▸ **Short exercise**:
Give every line of the data again, unchanged, but with no pictures.

▸ **Data segment**:
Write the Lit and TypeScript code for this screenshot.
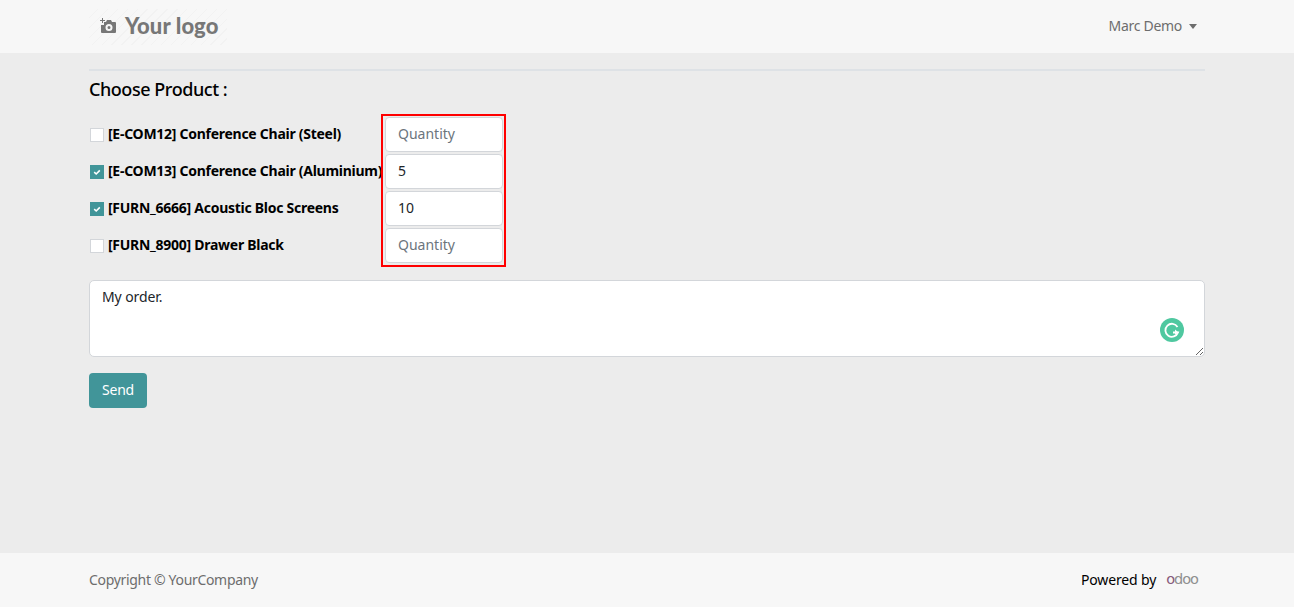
import { LitElement, html, css } from "lit";
import { customElement } from "lit/decorators.js";

const products = [
  { label: "[E-COM12] Conference Chair (Steel)", checked: false, qty: "" },
  { label: "[E-COM13] Conference Chair (Aluminium)", checked: true, qty: "5" },
  { label: "[FURN_6666] Acoustic Bloc Screens", checked: true, qty: "10" },
  { label: "[FURN_8900] Drawer Black", checked: false, qty: "" },
];

@customElement("app-root")
export class AppRoot extends LitElement {
  static styles = css`
    :host { display: block; font-family: "Noto Sans", sans-serif; font-size: 14px; color: #000; }
    * { box-sizing: border-box; }
    .page { min-height: 607px; display: flex; flex-direction: column; background: #ececec; }
    .bar { background: #f7f7f7; padding: 0 89px; display: flex; align-items: center; justify-content: space-between; flex: none; }
    .top { height: 53px; }
    .logo { width: 138px; height: 36px; display: flex; align-items: center; gap: 8px; padding: 0 0 2px 10px;
      background: repeating-linear-gradient(135deg, #f7f7f7 0 6px, #f2f2f2 6px 7px);
      color: #777; font-family: "Lato", sans-serif; font-weight: 900; font-size: 22px; letter-spacing: 0.1px; }
    .logo svg { flex: none; }
    .user { display: flex; align-items: center; gap: 7px; color: #6d6d6d; margin-right: 8px; letter-spacing: -0.3px; padding-bottom: 2px; }
    .caret { width: 0; height: 0; margin-top: 1px; border-left: 4px solid transparent; border-right: 4px solid transparent; border-top: 5px solid #6d6d6d; }
    main { flex: 1; padding: 16px 89px 0; }
    hr { margin: 0; border: 0; border-top: 2px solid #dee2e6; }
    h2 { margin: 6px 0 0; font-size: 18px; line-height: 24px; font-weight: 500; letter-spacing: -0.45px; }
    .form { display: flex; margin-top: 13px; }
    .labels { width: 292px; padding-top: 3px; display: flex; flex-direction: column; gap: 2px; }
    .row { height: 35px; display: flex; align-items: center; gap: 4px; font-weight: 700; white-space: nowrap; padding-left: 1px; letter-spacing: -0.27px; }
    .row span:last-child { padding-bottom: 2px; }
    .box { width: 14px; height: 14px; flex: none; background: #fff; border: 1px solid #d3d6da; display: flex; align-items: center; justify-content: center; }
    .box.on { background: #419599; border-color: #419599; }
    .qty { border: 2px solid #f00; padding: 1px 1px 1px 2px; width: 125px; height: 153px; display: flex; flex-direction: column; gap: 2px; }
    input { width: 118px; height: 35px; border: 1px solid #d3d6da; border-radius: 4px; padding: 0 12px 2px; font: inherit; color: #212529; background: #fff; outline: none; display: block; }
    input::placeholder { color: #6c757d; opacity: 1; }
    .note { position: relative; margin-top: 13px; height: 77px; }
    textarea { display: block; width: 100%; height: 77px; border: 1px solid #d3d6da; border-radius: 5px; padding: 6px 12px; font: inherit; letter-spacing: -0.1px; color: #212529; background: #fff; outline: none; }
    .g { position: absolute; right: 21px; top: 38px; width: 24px; height: 24px; }
    button { display: block; margin-top: 16px; width: 58px; height: 35px; border: 0; border-radius: 4px; padding: 0 0 2px; background: #419599; color: #fff; font: inherit; letter-spacing: -0.2px; }
    .foot { height: 54px; }
    .copy { color: #6d6d6d; letter-spacing: -0.32px; padding-bottom: 2px; }
    .pow { display: flex; align-items: center; gap: 10px; margin-right: 7px; letter-spacing: -0.15px; padding-bottom: 2px; }
    .odoo { font-family: "DejaVu Sans", sans-serif; font-size: 14.5px; color: #8f8f8f; letter-spacing: -1px; line-height: 1; padding-top: 1px; }
    .odoo b { font-weight: 400; color: #875a7b; }
  `;

  render() {
    return html`
      <div class="page">
        <header class="bar top">
          <div class="logo">
            <svg width="18" height="16" viewBox="0 0 18 16" fill="#777">
              <path d="M3 0h1v2h2v1H4v2H3V3H1V2h2z"/>
              <path fill-rule="evenodd" d="M8 2h4l1 2h3a1 1 0 0 1 1 1v9a1 1 0 0 1-1 1H3a1 1 0 0 1-1-1V7h3V4h2zM10 6a3.5 3.5 0 1 0 0 7 3.5 3.5 0 0 0 0-7zm0 2a1.5 1.5 0 1 1 0 3 1.5 1.5 0 0 1 0-3z"/>
            </svg>
            <span>Your logo</span>
          </div>
          <div class="user"><span>Marc Demo</span><i class="caret"></i></div>
        </header>
        <main>
          <hr />
          <h2>Choose Product :</h2>
          <div class="form">
            <div class="labels">
              ${products.map(
                (p) => html`<div class="row">
                  <span class="box ${p.checked ? "on" : ""}">
                    ${p.checked
                      ? html`<svg width="10" height="10" viewBox="0 0 10 10"><path d="M2.2 5.2 4.2 7 7.8 3.4" fill="none" stroke="#fff" stroke-width="1.6"/></svg>`
                      : ""}
                  </span>
                  <span>${p.label}</span>
                </div>`
              )}
            </div>
            <div class="qty">
              ${products.map((p) => html`<input placeholder="Quantity" .value=${p.qty} />`)}
            </div>
          </div>
          <div class="note">
            <textarea .value=${"My order."}></textarea>
            <svg class="g" viewBox="0 0 24 24">
              <circle cx="12" cy="12" r="12" fill="#4fc8a0"/>
              <path d="M17.5 9A6.5 6.5 0 1 0 18 14.5H13" fill="none" stroke="#fff" stroke-width="1.8"/>
              <path d="M18.5 14.5 15 11.5v5z" fill="#fff"/>
            </svg>
          </div>
          <button>Send</button>
        </main>
        <footer class="bar foot">
          <span class="copy">Copyright © YourCompany</span>
          <span class="pow"><span>Powered by</span><span class="odoo"><b>o</b>doo</span></span>
        </footer>
      </div>
    `;
  }
}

▸ **Answer to this task**:
Write the Lit and TypeScript code for this screenshot.
import { LitElement, html, css } from "lit";
import { customElement } from "lit/decorators.js";

const products = [
  { label: "[E-COM12] Conference Chair (Steel)", checked: false, qty: "" },
  { label: "[E-COM13] Conference Chair (Aluminium)", checked: true, qty: "5" },
  { label: "[FURN_6666] Acoustic Bloc Screens", checked: true, qty: "10" },
  { label: "[FURN_8900] Drawer Black", checked: false, qty: "" },
];

@customElement("app-root")
export class AppRoot extends LitElement {
  static styles = css`
    :host { display: block; font-family: "Noto Sans", sans-serif; font-size: 14px; color: #000; }
    * { box-sizing: border-box; }
    .page { min-height: 607px; display: flex; flex-direction: column; background: #ececec; }
    .bar { background: #f7f7f7; padding: 0 89px; display: flex; align-items: center; justify-content: space-between; flex: none; }
    .top { height: 53px; }
    .logo { width: 138px; height: 36px; display: flex; align-items: center; gap: 8px; padding: 0 0 2px 10px;
      background: repeating-linear-gradient(135deg, #f7f7f7 0 6px, #f2f2f2 6px 7px);
      color: #777; font-family: "Lato", sans-serif; font-weight: 900; font-size: 22px; letter-spacing: 0.1px; }
    .logo svg { flex: none; }
    .user { display: flex; align-items: center; gap: 7px; color: #6d6d6d; margin-right: 8px; letter-spacing: -0.3px; padding-bottom: 2px; }
    .caret { width: 0; height: 0; margin-top: 1px; border-left: 4px solid transparent; border-right: 4px solid transparent; border-top: 5px solid #6d6d6d; }
    main { flex: 1; padding: 16px 89px 0; }
    hr { margin: 0; border: 0; border-top: 2px solid #dee2e6; }
    h2 { margin: 6px 0 0; font-size: 18px; line-height: 24px; font-weight: 500; letter-spacing: -0.45px; }
    .form { display: flex; margin-top: 13px; }
    .labels { width: 292px; padding-top: 3px; display: flex; flex-direction: column; gap: 2px; }
    .row { height: 35px; display: flex; align-items: center; gap: 4px; font-weight: 700; white-space: nowrap; padding-left: 1px; letter-spacing: -0.27px; }
    .row span:last-child { padding-bottom: 2px; }
    .box { width: 14px; height: 14px; flex: none; background: #fff; border: 1px solid #d3d6da; display: flex; align-items: center; justify-content: center; }
    .box.on { background: #419599; border-color: #419599; }
    .qty { border: 2px solid #f00; padding: 1px 1px 1px 2px; width: 125px; height: 153px; display: flex; flex-direction: column; gap: 2px; }
    input { width: 118px; height: 35px; border: 1px solid #d3d6da; border-radius: 4px; padding: 0 12px 2px; font: inherit; color: #212529; background: #fff; outline: none; display: block; }
    input::placeholder { color: #6c757d; opacity: 1; }
    .note { position: relative; margin-top: 13px; height: 77px; }
    textarea { display: block; width: 100%; height: 77px; border: 1px solid #d3d6da; border-radius: 5px; padding: 6px 12px; font: inherit; letter-spacing: -0.1px; color: #212529; background: #fff; outline: none; }
    .g { position: absolute; right: 21px; top: 38px; width: 24px; height: 24px; }
    button { display: block; margin-top: 16px; width: 58px; height: 35px; border: 0; border-radius: 4px; padding: 0 0 2px; background: #419599; color: #fff; font: inherit; letter-spacing: -0.2px; }
    .foot { height: 54px; }
    .copy { color: #6d6d6d; letter-spacing: -0.32px; padding-bottom: 2px; }
    .pow { display: flex; align-items: center; gap: 10px; margin-right: 7px; letter-spacing: -0.15px; padding-bottom: 2px; }
    .odoo { font-family: "DejaVu Sans", sans-serif; font-size: 14.5px; color: #8f8f8f; letter-spacing: -1px; line-height: 1; padding-top: 1px; }
    .odoo b { font-weight: 400; color: #875a7b; }
  `;

  render() {
    return html`
      <div class="page">
        <header class="bar top">
          <div class="logo">
            <svg width="18" height="16" viewBox="0 0 18 16" fill="#777">
              <path d="M3 0h1v2h2v1H4v2H3V3H1V2h2z"/>
              <path fill-rule="evenodd" d="M8 2h4l1 2h3a1 1 0 0 1 1 1v9a1 1 0 0 1-1 1H3a1 1 0 0 1-1-1V7h3V4h2zM10 6a3.5 3.5 0 1 0 0 7 3.5 3.5 0 0 0 0-7zm0 2a1.5 1.5 0 1 1 0 3 1.5 1.5 0 0 1 0-3z"/>
            </svg>
            <span>Your logo</span>
          </div>
          <div class="user"><span>Marc Demo</span><i class="caret"></i></div>
        </header>
        <main>
          <hr />
          <h2>Choose Product :</h2>
          <div class="form">
            <div class="labels">
              ${products.map(
                (p) => html`<div class="row">
                  <span class="box ${p.checked ? "on" : ""}">
                    ${p.checked
                      ? html`<svg width="10" height="10" viewBox="0 0 10 10"><path d="M2.2 5.2 4.2 7 7.8 3.4" fill="none" stroke="#fff" stroke-width="1.6"/></svg>`
                      : ""}
                  </span>
                  <span>${p.label}</span>
                </div>`
              )}
            </div>
            <div class="qty">
              ${products.map((p) => html`<input placeholder="Quantity" .value=${p.qty} />`)}
            </div>
          </div>
          <div class="note">
            <textarea .value=${"My order."}></textarea>
            <svg class="g" viewBox="0 0 24 24">
              <circle cx="12" cy="12" r="12" fill="#4fc8a0"/>
              <path d="M17.5 9A6.5 6.5 0 1 0 18 14.5H13" fill="none" stroke="#fff" stroke-width="1.8"/>
              <path d="M18.5 14.5 15 11.5v5z" fill="#fff"/>
            </svg>
          </div>
          <button>Send</button>
        </main>
        <footer class="bar foot">
          <span class="copy">Copyright © YourCompany</span>
          <span class="pow"><span>Powered by</span><span class="odoo"><b>o</b>doo</span></span>
        </footer>
      </div>
    `;
  }
}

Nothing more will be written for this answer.